I know this argument works for rotations in space, where instead of $\cosh$ and $\sinh$ we'd be working with $\cos$ and $\sin$, but I'm sure this also works for the hyperbolical functions.
EDIT: The final question, now, is: Is the above reasoning sound?
 A: We start with the bosonic commutation relation 
$$ [b,b^{\dagger}]~=~\mathbb{1},\tag{1} $$
and two numbers $w$ and $x$. The shift and Bogoliubov transformation are encoded by 
$$S_1 ~:=~ w(b-b^{\dagger}),\tag{2} $$
and
$$S_2 ~:=~ \frac{x}{2}(b^2 - (b^{\dagger})^2),\tag{3}$$
respectively, so that
$$\gamma ~:=~\cosh(x)b + \sinh(x)b^\dagger + w\mathbb{1} 
~\stackrel{(6)}{=}~ e^{S_2}(b+w\mathbb{1})e^{-S_2} $$
$$~\stackrel{(1)+(2)}{=}~ e^{S_2}e^{S_1} b e^{-S_1}e^{-S_2}~\stackrel{(8)}{=}~ e^{S_3} b e^{-S_3}. \tag{4} $$
Here we have used that
$$ [S_2,b]~\stackrel{(1)+(3)}{=}~x b^{\dagger}, \qquad [S_2,b^{\dagger}]~\stackrel{(1)+(3)}{=}~x b, \tag{5}$$
so that
$$ e^{S_2} b e^{-S_2}~=~e^{[S_2,\cdot]}b
~=~\cosh([S_2,\cdot])b + \sinh([S_2,\cdot])b$$
$$~\stackrel{(5)}{=}~\cosh(x)b + \sinh(x)b^{\dagger}.\tag{6}$$
Note that
$$ [S_1,S_2] ~\stackrel{(1)+(2)+(3)}{=}~xS_1 .\tag{7}$$
Therefore $S_3$ in eq. (4) is given by the Baker-Campbell-Hausdorff formula
$$ S_3~:=~\ln(e^{S_2}e^{S_1})~=:~{\rm BCH}(S_2,S_1)
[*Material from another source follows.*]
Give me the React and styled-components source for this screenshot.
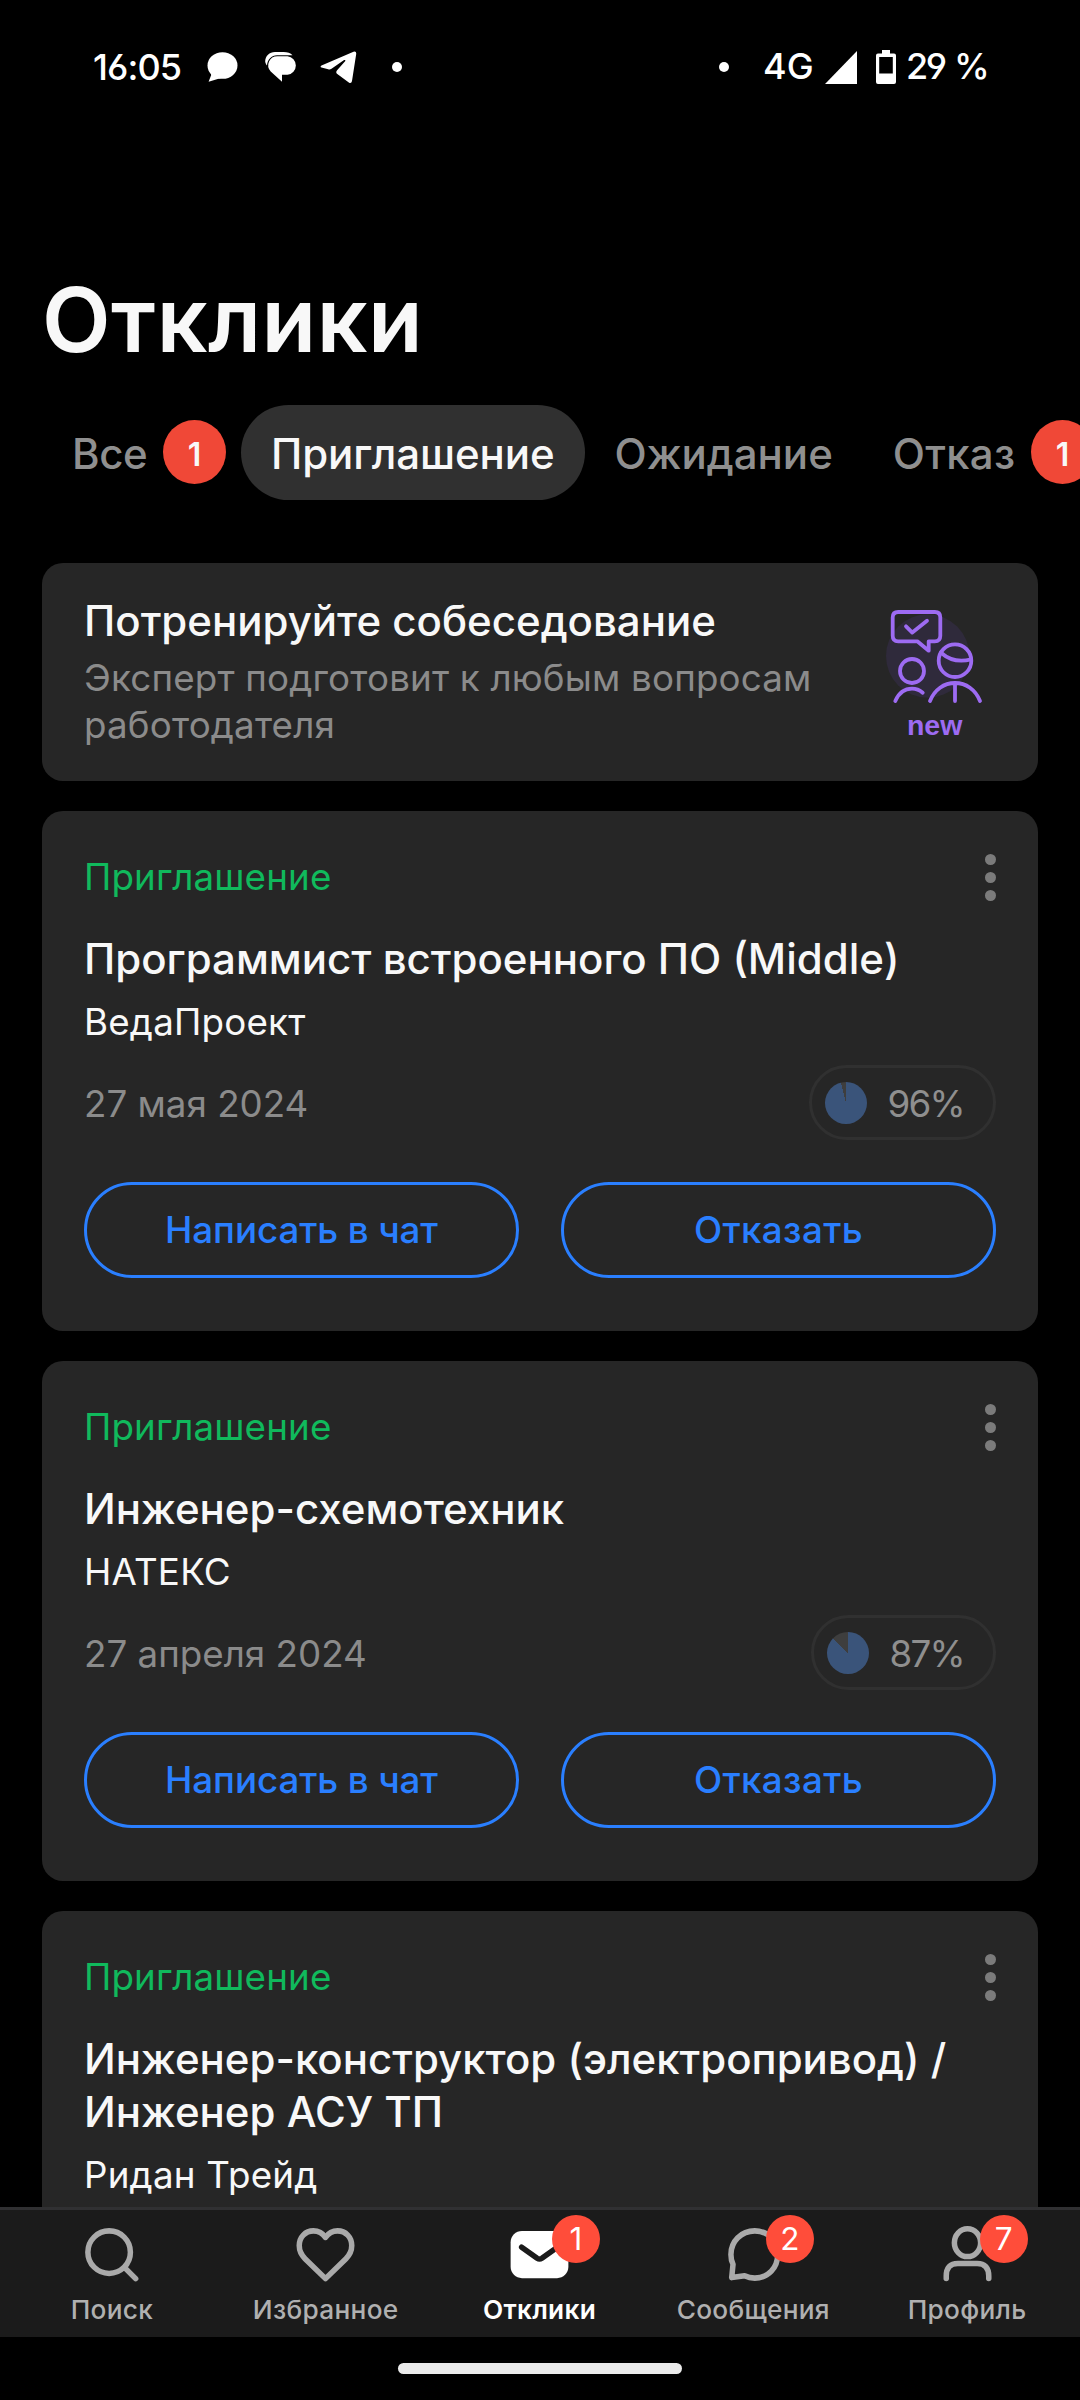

~\stackrel{(7)}{=}~S_2+B(x)S_1
~=~\underline{\underline{S_2+\frac{x}{e^x-1}S_1}}, \tag{8}$$
where 
$$ B(x)~:=~\frac{x}{e^x-1}\tag{9}$$
is the generating function of Bernoulli numbers.
A: Yes, your derivation works. Note that trigonometric and hyperbolic functions are very similar; in fact, if you define them in terms of exponential function, they differ just by a factor of $i$ in the exponential (and, in case of $\sin$ and $\sinh$ in the denominator).
Moreover, the transformation you defined is very well known in quantum optics – it is squeezing (this is where the terms $u\hat{b}^\dagger+v\hat{b}$ come from) and a (real) displacement $w$. You can find a lot in many quantum optics textbooks about them, e.g., in books by Walls and Milburn, or Scully and Zubairy.